## Required task
Every record must be repeated exactly; omit any pictures they contain.
----- Dataset records
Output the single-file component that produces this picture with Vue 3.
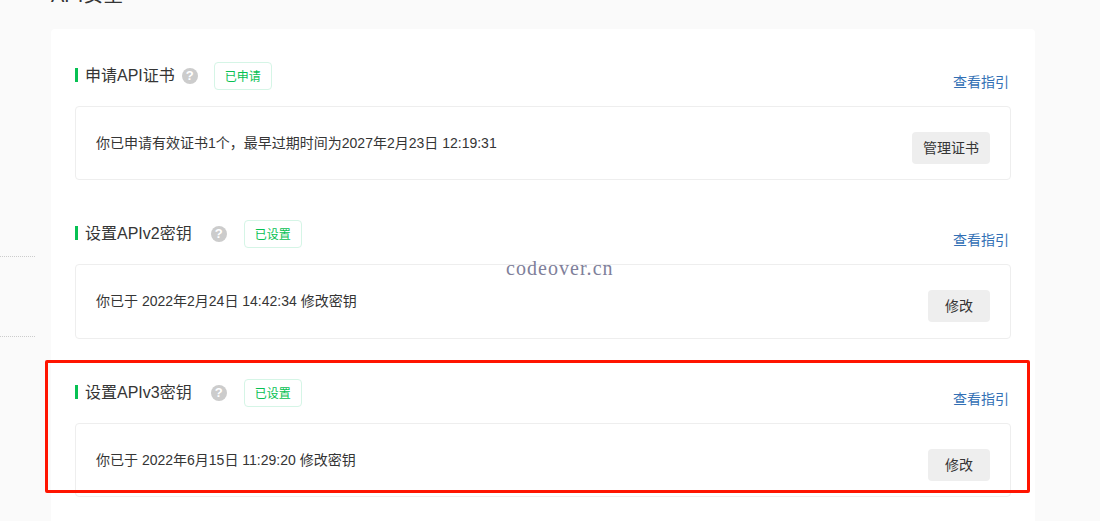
<script setup>
const sections = [
  {
    title: '申请API证书',
    status: '已申请',
    text: '你已申请有效证书1个，最早过期时间为2027年2月23日 12:19:31',
    action: '管理证书',
    wide: false
  },
  {
    title: '设置APIv2密钥',
    status: '已设置',
    text: '你已于 2022年2月24日 14:42:34 修改密钥',
    action: '修改',
    wide: true
  },
  {
    title: '设置APIv3密钥',
    status: '已设置',
    text: '你已于 2022年6月15日 11:29:20 修改密钥',
    action: '修改',
    wide: true
  }
]
</script>

<template>
  <div class="page">
    <aside class="side">
      <div class="side-item"></div>
      <div class="side-item"></div>
    </aside>

    <main class="main">
      <h1 class="page-title">API安全</h1>
      <div class="card">
        <section v-for="s in sections" :key="s.title" class="section">
          <div class="head">
            <div class="head-left">
              <h2 class="title">{{ s.title }}</h2>
              <span class="help" :class="{ wide: s.wide }">?</span>
              <span class="badge">{{ s.status }}</span>
            </div>
            <a class="link">查看指引</a>
          </div>
          <div class="box">
            <p class="text">{{ s.text }}</p>
            <button class="btn">{{ s.action }}</button>
          </div>
        </section>
      </div>
    </main>

    <div class="watermark">codeover.cn</div>
    <div class="highlight"></div>
  </div>
</template>

<style>
html, body {
  margin: 0;
  background: #fafafa;
}
</style>

<style scoped>
.page {
  position: relative;
  display: flex;
  height: 521px;
  overflow: hidden;
  background: #fafafa;
  font-family: "Liberation Sans", "Noto Sans CJK SC", sans-serif;
  color: #353535;
}

/* left nav, only the dotted separators are in view */
.side {
  width: 35px;
  flex-shrink: 0;
  padding-top: 177px;
}

.side-item {
  height: 79px;
  border-bottom: 1px dotted #ccc;
}

.main {
  width: 984px;
  margin-left: 16px;
}

.page-title {
  height: 28px;
  margin: -19px 0 20px;
  font-size: 20px;
  font-weight: 400;
  line-height: 28px;
}

.card {
  height: 600px;
  padding: 33px 24px 0;
  box-sizing: border-box;
  background: #fff;
  border-radius: 4px;
}

.section {
  margin-bottom: 40px;
}

.head {
  display: flex;
  justify-content: space-between;
  height: 28px;
  margin-bottom: 16px;
}

.head-left {
  display: flex;
  align-items: center;
}

.title {
  margin: 0;
  padding-left: 10px;
  position: relative;
  font-size: 16px;
  font-weight: 400;
  line-height: 28px;
}

.title::before {
  content: "";
  position: absolute;
  left: 0;
  top: 6px;
  width: 3px;
  height: 14px;
  background: #07c153;
}

.help {
  width: 16px;
  height: 16px;
  margin: 0 16px 0 7px;
  border-radius: 50%;
  background: #ccc;
  color: #fff;
  font-size: 13px;
  font-weight: 700;
  line-height: 16px;
  text-align: center;
}

.help.wide {
  margin: 0 17px 0 19px;
}

.badge {
  width: 58px;
  height: 28px;
  box-sizing: border-box;
  border: 1px solid #d5f5e6;
  border-radius: 4px;
  color: #07c153;
  font-size: 12px;
  line-height: 28px;
  text-align: center;
}

.link {
  align-self: flex-end;
  margin-right: 2px;
  margin-bottom: -2px;
  color: #3370b5;
  font-size: 14px;
  line-height: 20px;
}

.box {
  display: flex;
  justify-content: space-between;
  align-items: flex-start;
  height: 74.4px;
  box-sizing: border-box;
  padding: 25px 20px 0;
  border: 1px solid #eee;
  border-radius: 4px;
}

.text {
  margin: 0;
  font-size: 14px;
  line-height: 22px;
}

.btn {
  height: 32px;
  min-width: 62px;
  padding: 0 11px 2px;
  border: 0;
  border-radius: 4px;
  background: #eee;
  color: #353535;
  font-family: inherit;
  font-size: 14px;
}

.watermark {
  position: absolute;
  left: 506px;
  top: 256px;
  font-family: "Liberation Serif", serif;
  font-size: 20px;
  letter-spacing: 1.05px;
  line-height: 24px;
  color: #80809a;
}

.highlight {
  position: absolute;
  left: 45px;
  top: 360px;
  width: 985px;
  height: 133px;
  box-sizing: border-box;
  border: 3px solid #ff1400;
  border-radius: 2px;
}
</style>
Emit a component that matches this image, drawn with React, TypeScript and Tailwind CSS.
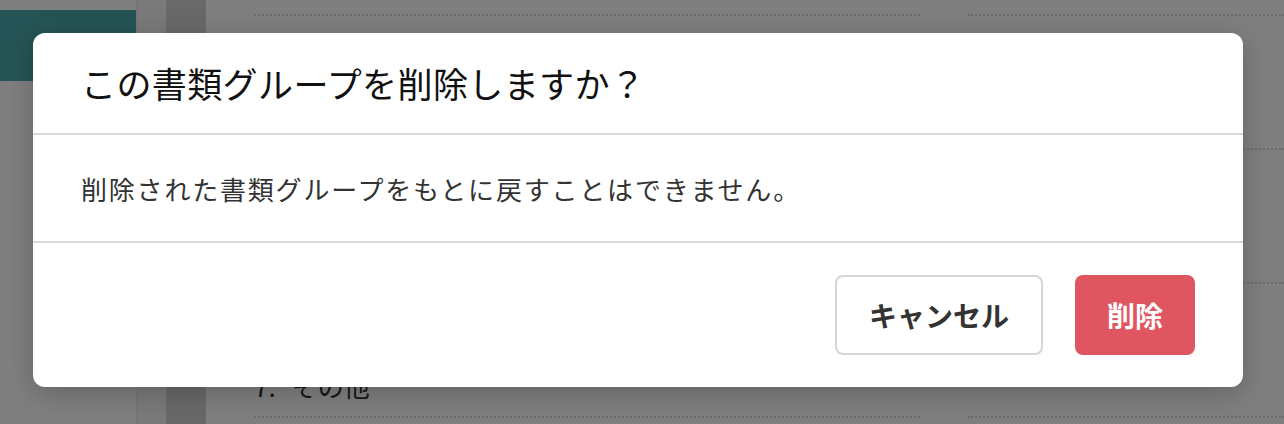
import React from 'react'

const rows = [
  { num: '', label: '' },
  { num: '', label: '' },
  { num: '', label: '' },
  { num: '7.', label: 'その他' },
]

export default function App() {
  return (
    <div
      className="relative w-[1284px] h-[424px] overflow-hidden bg-[#7f7f7f]"
      style={{ fontFamily: '"Noto Sans CJK JP", "Noto Sans", sans-serif' }}
    >
      {/* Page behind the overlay */}
      <div className="flex h-full">
        {/* Sidebar */}
        <div className="w-[138px] flex-shrink-0 border-r-2 border-[#777777] pt-[10px]">
          <div className="h-[71px] bg-[#265456]" />
        </div>
        <div className="w-[28px] flex-shrink-0 bg-[#7a7a7a]" />
        <div className="w-[40px] flex-shrink-0 bg-[#696969]" />

        {/* Main list */}
        <div className="flex-1 pl-12 -mt-[118px]">
          {rows.map((row, i) => (
            <div key={i} className="grid grid-cols-[666px_1fr] gap-12 h-[134px]">
              <div className="border-b-2 border-dotted border-[#6b6b6b] flex items-end gap-4 pb-[11px] text-[26px] text-[#161616]">
                {row.num && <span>{row.num}</span>}
                {row.label && <span>{row.label}</span>}
              </div>
              <div className="border-b-2 border-dotted border-[#6b6b6b]" />
            </div>
          ))}
        </div>
      </div>

      {/* Dialog */}
      <div className="absolute left-[33px] top-[33px] w-[1210px] bg-white rounded-[12px] shadow-[0_6px_28px_rgba(0,0,0,0.22)]">
        <div className="h-[102px] flex items-center px-12 border-b-2 border-[#d9d9d9]">
          <h2 className="text-[35px] font-normal text-[#111111] tracking-[0.4px]">
            この書類グループを削除しますか？
          </h2>
        </div>
        <div className="h-[108px] flex items-center px-12 border-b-2 border-[#d9d9d9]">
          <p className="text-[26px] text-[#333333] tracking-[1.8px]">
            削除された書類グループをもとに戻すことはできません。
          </p>
        </div>
        <div className="flex justify-end gap-8 pt-[32px] pb-[32px] pr-12">
          <button className="w-[208px] h-[80px] rounded-[8px] border-2 border-[#d6d6d6] bg-white text-[28px] font-bold text-[#333333]">
            キャンセル
          </button>
          <button className="w-[120px] h-[80px] rounded-[8px] bg-[#e05660] text-[28px] font-bold text-white">
            削除
          </button>
        </div>
      </div>
    </div>
  )
}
----------
## Complete output
Output the single-file component that produces this picture with Vue 3.
<script setup>
const sections = [
  {
    title: '申请API证书',
    status: '已申请',
    text: '你已申请有效证书1个，最早过期时间为2027年2月23日 12:19:31',
    action: '管理证书',
    wide: false
  },
  {
    title: '设置APIv2密钥',
    status: '已设置',
    text: '你已于 2022年2月24日 14:42:34 修改密钥',
    action: '修改',
    wide: true
  },
  {
    title: '设置APIv3密钥',
    status: '已设置',
    text: '你已于 2022年6月15日 11:29:20 修改密钥',
    action: '修改',
    wide: true
  }
]
</script>

<template>
  <div class="page">
    <aside class="side">
      <div class="side-item"></div>
      <div class="side-item"></div>
    </aside>

    <main class="main">
      <h1 class="page-title">API安全</h1>
      <div class="card">
        <section v-for="s in sections" :key="s.title" class="section">
          <div class="head">
            <div class="head-left">
              <h2 class="title">{{ s.title }}</h2>
              <span class="help" :class="{ wide: s.wide }">?</span>
              <span class="badge">{{ s.status }}</span>
            </div>
            <a class="link">查看指引</a>
          </div>
          <div class="box">
            <p class="text">{{ s.text }}</p>
            <button class="btn">{{ s.action }}</button>
          </div>
        </section>
      </div>
    </main>

    <div class="watermark">codeover.cn</div>
    <div class="highlight"></div>
  </div>
</template>

<style>
html, body {
  margin: 0;
  background: #fafafa;
}
</style>

<style scoped>
.page {
  position: relative;
  display: flex;
  height: 521px;
  overflow: hidden;
  background: #fafafa;
  font-family: "Liberation Sans", "Noto Sans CJK SC", sans-serif;
  color: #353535;
}

/* left nav, only the dotted separators are in view */
.side {
  width: 35px;
  flex-shrink: 0;
  padding-top: 177px;
}

.side-item {
  height: 79px;
  border-bottom: 1px dotted #ccc;
}

.main {
  width: 984px;
  margin-left: 16px;
}

.page-title {
  height: 28px;
  margin: -19px 0 20px;
  font-size: 20px;
  font-weight: 400;
  line-height: 28px;
}

.card {
  height: 600px;
  padding: 33px 24px 0;
  box-sizing: border-box;
  background: #fff;
  border-radius: 4px;
}

.section {
  margin-bottom: 40px;
}

.head {
  display: flex;
  justify-content: space-between;
  height: 28px;
  margin-bottom: 16px;
}

.head-left {
  display: flex;
  align-items: center;
}

.title {
  margin: 0;
  padding-left: 10px;
  position: relative;
  font-size: 16px;
  font-weight: 400;
  line-height: 28px;
}

.title::before {
  content: "";
  position: absolute;
  left: 0;
  top: 6px;
  width: 3px;
  height: 14px;
  background: #07c153;
}

.help {
  width: 16px;
  height: 16px;
  margin: 0 16px 0 7px;
  border-radius: 50%;
  background: #ccc;
  color: #fff;
  font-size: 13px;
  font-weight: 700;
  line-height: 16px;
  text-align: center;
}

.help.wide {
  margin: 0 17px 0 19px;
}

.badge {
  width: 58px;
  height: 28px;
  box-sizing: border-box;
  border: 1px solid #d5f5e6;
  border-radius: 4px;
  color: #07c153;
  font-size: 12px;
  line-height: 28px;
  text-align: center;
}

.link {
  align-self: flex-end;
  margin-right: 2px;
  margin-bottom: -2px;
  color: #3370b5;
  font-size: 14px;
  line-height: 20px;
}

.box {
  display: flex;
  justify-content: space-between;
  align-items: flex-start;
  height: 74.4px;
  box-sizing: border-box;
  padding: 25px 20px 0;
  border: 1px solid #eee;
  border-radius: 4px;
}

.text {
  margin: 0;
  font-size: 14px;
  line-height: 22px;
}

.btn {
  height: 32px;
  min-width: 62px;
  padding: 0 11px 2px;
  border: 0;
  border-radius: 4px;
  background: #eee;
  color: #353535;
  font-family: inherit;
  font-size: 14px;
}

.watermark {
  position: absolute;
  left: 506px;
  top: 256px;
  font-family: "Liberation Serif", serif;
  font-size: 20px;
  letter-spacing: 1.05px;
  line-height: 24px;
  color: #80809a;
}

.highlight {
  position: absolute;
  left: 45px;
  top: 360px;
  width: 985px;
  height: 133px;
  box-sizing: border-box;
  border: 3px solid #ff1400;
  border-radius: 2px;
}
</style>
Emit a component that matches this image, drawn with React, TypeScript and Tailwind CSS.
import React from 'react'

const rows = [
  { num: '', label: '' },
  { num: '', label: '' },
  { num: '', label: '' },
  { num: '7.', label: 'その他' },
]

export default function App() {
  return (
    <div
      className="relative w-[1284px] h-[424px] overflow-hidden bg-[#7f7f7f]"
      style={{ fontFamily: '"Noto Sans CJK JP", "Noto Sans", sans-serif' }}
    >
      {/* Page behind the overlay */}
      <div className="flex h-full">
        {/* Sidebar */}
        <div className="w-[138px] flex-shrink-0 border-r-2 border-[#777777] pt-[10px]">
          <div className="h-[71px] bg-[#265456]" />
        </div>
        <div className="w-[28px] flex-shrink-0 bg-[#7a7a7a]" />
        <div className="w-[40px] flex-shrink-0 bg-[#696969]" />

        {/* Main list */}
        <div className="flex-1 pl-12 -mt-[118px]">
          {rows.map((row, i) => (
            <div key={i} className="grid grid-cols-[666px_1fr] gap-12 h-[134px]">
              <div className="border-b-2 border-dotted border-[#6b6b6b] flex items-end gap-4 pb-[11px] text-[26px] text-[#161616]">
                {row.num && <span>{row.num}</span>}
                {row.label && <span>{row.label}</span>}
              </div>
              <div className="border-b-2 border-dotted border-[#6b6b6b]" />
            </div>
          ))}
        </div>
      </div>

      {/* Dialog */}
      <div className="absolute left-[33px] top-[33px] w-[1210px] bg-white rounded-[12px] shadow-[0_6px_28px_rgba(0,0,0,0.22)]">
        <div className="h-[102px] flex items-center px-12 border-b-2 border-[#d9d9d9]">
          <h2 className="text-[35px] font-normal text-[#111111] tracking-[0.4px]">
            この書類グループを削除しますか？
          </h2>
        </div>
        <div className="h-[108px] flex items-center px-12 border-b-2 border-[#d9d9d9]">
          <p className="text-[26px] text-[#333333] tracking-[1.8px]">
            削除された書類グループをもとに戻すことはできません。
          </p>
        </div>
        <div className="flex justify-end gap-8 pt-[32px] pb-[32px] pr-12">
          <button className="w-[208px] h-[80px] rounded-[8px] border-2 border-[#d6d6d6] bg-white text-[28px] font-bold text-[#333333]">
            キャンセル
          </button>
          <button className="w-[120px] h-[80px] rounded-[8px] bg-[#e05660] text-[28px] font-bold text-white">
            削除
          </button>
        </div>
      </div>
    </div>
  )
}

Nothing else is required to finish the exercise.